これを非貧血性鉄欠乏(潜在的鉄欠乏)と言います。月経のある成人女性の36.2%で潜在的鉄欠乏があると言われています。以下の症状が現れます。

倦怠感 脱力 頭痛 いらいら感 運動能力低下 労作時呼吸困難 めまい 狭心症 むずむず脚症候群 失神

身体所見も鉄欠乏性貧血と同様な場合があります。

顔面蒼白 皮膚の乾燥 肌荒れ 青色強膜(白眼が青みがかって見える) 萎縮性舌炎 口唇症(口唇炎・口角炎) スプーン爪 食道ウェブ(食道の上方1/3に粘膜に薄い膜ができて固形物が飲み込みにくくなる) 脱毛 収縮期雑音 頻脈など

このような症状がある時には男性でも貧血や潜在的鉄欠乏がないかを調べておく必要があります。
潜在的鉄欠乏は鉄剤服用によって症状や所見が改善します。
鉄剤が服用しづらい場合は、半錠にする・顆粒薬少量にするなどして1回量を減らすと継続できることが多いです。お茶と同時に鉄剤を飲んでも殆ど影響しません、また吸収促進させるためのビタミンCもまず不要とされています。

鉄不足や潜在的鉄欠乏になる原因として月経以外にも胃潰瘍や胃癌、大腸癌からの消化管出血を忘れてはいけません。

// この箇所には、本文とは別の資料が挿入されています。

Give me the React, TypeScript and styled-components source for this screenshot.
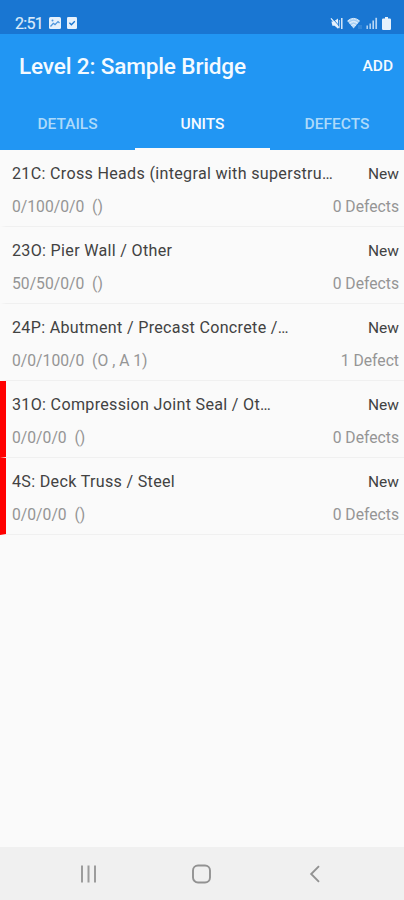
import React from "react";
import styled, { createGlobalStyle } from "styled-components";

const GlobalStyle = createGlobalStyle`
  * { box-sizing: border-box; }
  body { margin: 0; background: #fafafa; font-family: Roboto, "Liberation Sans", sans-serif; }
`;

const Screen = styled.div`
  display: flex;
  flex-direction: column;
  width: 404px;
  height: 900px;
  overflow: hidden;
  background: #fafafa;
`;

const StatusBar = styled.div`
  display: flex;
  flex: none;
  align-items: flex-end;
  justify-content: space-between;
  height: 34px;
  padding: 0 13px 2px 15px;
  background: #1976d2;
`;

const StatusGroup = styled.div<{ $gap: number }>`
  display: flex;
  align-items: center;
  height: 18px;
  gap: ${(p) => p.$gap}px;
  color: #e6f1fc;
  svg { display: block; }
`;

const Clock = styled.span`
  width: 28px;
  padding-top: 1px;
  font-size: 16px;
  letter-spacing: -0.7px;
  line-height: 18px;
  color: #dcebfa;
  -webkit-text-stroke: 0.2px #dcebfa;
`;

const AppBar = styled.header`
  display: flex;
  flex: none;
  align-items: center;
  justify-content: space-between;
  height: 64px;
  padding: 0 11px 0 19px;
  background: #2196f3;
  color: #f4faff;
`;

const Title = styled.h1`
  margin: 0;
  padding-top: 1px;
  font-size: 22.6px;
  font-weight: 500;
  letter-spacing: -0.16px;
  line-height: 30px;
  white-space: nowrap;
`;

const AddButton = styled.button`
  padding: 0;
  border: 0;
  background: none;
  color: inherit;
  font: 500 15.5px/20px Roboto, sans-serif;
`;

const Tabs = styled.nav`
  display: grid;
  flex: none;
  grid-template-columns: 135px 135px 134px;
  height: 52px;
  background: #2196f3;
`;

const Tab = styled.button<{ $active?: boolean }>`
  padding: 2px 0 0;
  border: 0;
  border-bottom: 2px solid ${(p) => (p.$active ? "#fafafa" : "#2196f3")};
  background: none;
  color: ${(p) => (p.$active ? "#f4faff" : "#addafa")};
  font: 500 15.5px/20px Roboto, sans-serif;
`;

const List = styled.main`
  flex: 1;
`;

const Row = styled.article<{ $flagged?: boolean }>`
  display: flex;
  flex-direction: column;
  height: 77px;
  padding: 14px 5px 0 6px;
  border-bottom: 1px solid #f0f0f0;
  border-left: 6px solid ${(p) => (p.$flagged ? "#ff0000" : "#fafafa")};
`;

const Line = styled.div<{ $muted?: boolean }>`
  display: flex;
  justify-content: space-between;
  height: ${(p) => (p.$muted ? 20 : 33)}px;
  line-height: 20px;
  font-size: ${(p) => (p.$muted ? 15.7 : 16.1)}px;
  color: ${(p) => (p.$muted ? "#959595" : "#424242")};
  white-space: pre;
`;

const Name = styled.span`
  letter-spacing: 0.31px;
`;

const State = styled.span`
  font-size: 15.5px;
`;

const NavBar = styled.footer`
  display: flex;
  flex: none;
  align-items: flex-start;
  justify-content: space-between;
  height: 53px;
  padding: 15px 77px 0 76px;
  background: #f0f0f0;
  color: #929292;
  svg { display: block; }
`;

type Unit = { name: string; condition: string; defects: string; flagged?: boolean };

const units: Unit[] = [
  { name: "21C: Cross Heads (integral with superstru…", condition: "0/100/0/0  ()", defects: "0 Defects" },
  { name: "23O: Pier Wall / Other", condition: "50/50/0/0  ()", defects: "0 Defects" },
  { name: "24P: Abutment / Precast Concrete /…", condition: "0/0/100/0  (O , A 1)", defects: "1 Defect" },
  { name: "31O: Compression Joint Seal / Ot…", condition: "0/0/0/0  ()", defects: "0 Defects", flagged: true },
  { name: "4S: Deck Truss / Steel", condition: "0/0/0/0  ()", defects: "0 Defects", flagged: true },
];

const PictureIcon = () => (
  <svg width="12" height="12" viewBox="0 0 12 12">
    <rect width="12" height="12" rx="1.5" fill="currentColor" />
    <path d="M1.5 9.5 4.3 6.3 6 7.6 9 4.6 10.5 6" fill="none" stroke="#4f96dd" strokeWidth="1.3" />
    <circle cx="3.5" cy="3.4" r="1" fill="#4f96dd" />
  </svg>
);

const CheckIcon = () => (
  <svg width="10" height="12" viewBox="0 0 10 12">
    <rect width="10" height="12" rx="1.3" fill="currentColor" />
    <path d="M2.4 5.7 4.4 7.7 7.8 4.2" fill="none" stroke="#1976d2" strokeWidth="1.3" />
  </svg>
);

const MuteIcon = () => (
  <svg width="13" height="13" viewBox="0 0 13 13">
    <path d="M1.4 4.6h2.4L8 1.4v10.4L4.6 8.7H2.4z" fill="currentColor" />
    <path d="M1 1.4 9.4 11.2" stroke="currentColor" strokeWidth="1.3" />
    <path d="M2.5 1.2 9.8 9.7" stroke="#1976d2" strokeWidth=".9" />
    <path d="M9.4 3v7" stroke="#a9cdf0" strokeWidth="1.1" />
    <path d="M11.8 1v11" stroke="currentColor" strokeWidth="1.4" />
  </svg>
);

const WifiIcon = () => (
  <svg width="15" height="13" viewBox="0 0 15 13">
    <path d="M.5 4Q6.5-1.2 12.7 4L6.6 11.5z" fill="#bddcf8" />
    <path d="M.5 4Q6.5-1.2 12.7 4M2.5 6.3Q6.6 2.8 10.7 6.3M4.4 8.5Q6.6 6.5 8.8 8.5" fill="none" stroke="#e6f1fc" strokeWidth="1" />
    <path d="M1.7 5.2Q6.6 1 11.5 5.2M3.6 7.5Q6.6 4.8 9.7 7.5" fill="none" stroke="#8fbfec" strokeWidth=".6" />
    <path d="M12 8v4M14 8v4" stroke="#4f96dd" strokeWidth="1" />
  </svg>
);

const SignalIcon = () => (
  <svg width="12" height="12" viewBox="0 0 12 12">
    <path d="M1.2 12V8.5M4.2 12V6.5" stroke="#b5d5f5" strokeWidth="1.5" />
    <path d="M7.2 12V3.5" stroke="#c5def7" strokeWidth="1.5" />
    <path d="M10.2 12V.8" stroke="#b5d5f5" strokeWidth="1.7" />
  </svg>
);

const BatteryIcon = () => (
  <svg width="9" height="13" viewBox="0 0 9 13">
    <path d="M3 0h3v1.5h1.8q1.2 0 1.2 1.2v9q0 1.3-1.2 1.3H1.2Q0 13 0 11.7v-9q0-1.2 1.2-1.2H3z" fill="currentColor" />
  </svg>
);

const RecentsIcon = () => (
  <svg width="24" height="24" viewBox="0 0 24 24" fill="none" stroke="currentColor" strokeWidth="2">
    <path d="M6 3.5v17M12.5 3.5v17M19 3.5v17" opacity=".9" />
  </svg>
);

const HomeIcon = () => (
  <svg width="24" height="24" viewBox="0 0 24 24" fill="none" stroke="currentColor" strokeWidth="1.9">
    <rect x="3" y="3.5" width="17" height="17" rx="5" />
  </svg>
);

const BackIcon = () => (
  <svg width="24" height="24" viewBox="0 0 24 24" fill="none" stroke="currentColor" strokeWidth="1.9">
    <path d="m16 4.2-7.8 7.8 7.8 7.8" />
  </svg>
);

export default function App() {
  return (
    <Screen>
      <GlobalStyle />
      <StatusBar>
        <StatusGroup $gap={6}>
          <Clock>2:51</Clock>
          <PictureIcon />
          <CheckIcon />
        </StatusGroup>
        <StatusGroup $gap={4}>
          <MuteIcon />
          <WifiIcon />
          <SignalIcon />
          <BatteryIcon />
        </StatusGroup>
      </StatusBar>
      <AppBar>
        <Title>Level 2: Sample Bridge</Title>
        <AddButton>ADD</AddButton>
      </AppBar>
      <Tabs>
        <Tab>DETAILS</Tab>
        <Tab $active>UNITS</Tab>
        <Tab>DEFECTS</Tab>
      </Tabs>
      <List>
        {units.map((unit) => (
          <Row key={unit.name} $flagged={unit.flagged}>
            <Line>
              <Name>{unit.name}</Name>
              <State>New</State>
            </Line>
            <Line $muted>
              <span>{unit.condition}</span>
              <span>{unit.defects}</span>
            </Line>
          </Row>
        ))}
      </List>
      <NavBar>
        <RecentsIcon />
        <HomeIcon />
        <BackIcon />
      </NavBar>
    </Screen>
  );
}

さて以上とは逆に、血清鉄値が低くてもフェリチン値が高い場合もあります。
フェリチンを含有している細胞(多くは細網内皮系細胞)からのフェリチンは輸送蛋白のフェロポルチンで輸送されてトランスフェリンと結合できますが、肝臓で形成される「ヘプシジン-25」がフェロポルチンの発現を阻害するのでフェリチン中の鉄が血清に運ばれなくなり、フェリチンは高値で鉄が低値になります。
急性感染症や慢性炎症の時のIL-6や他の液性因子が肝臓を刺激してヘプシジン-25が増加します。細菌感染時にヘプシジンが増える目的は、細菌増殖に必要な鉄を細菌が利用できなくすることにあります。尿路感染時の鉄欠乏・フェリチン高値が感染症治療後には改善することはしばしば経験します。
フェリチン高値が持続する場合には悪性腫瘍、骨髄疾患、膠原病などを区別する必要があります。
貧血やフェリチン値異常の原因追究は奥が深くなかなか一筋縄ではいかないものですが、重大な原因を見逃さないように注意深く結果を解釈する必要があります。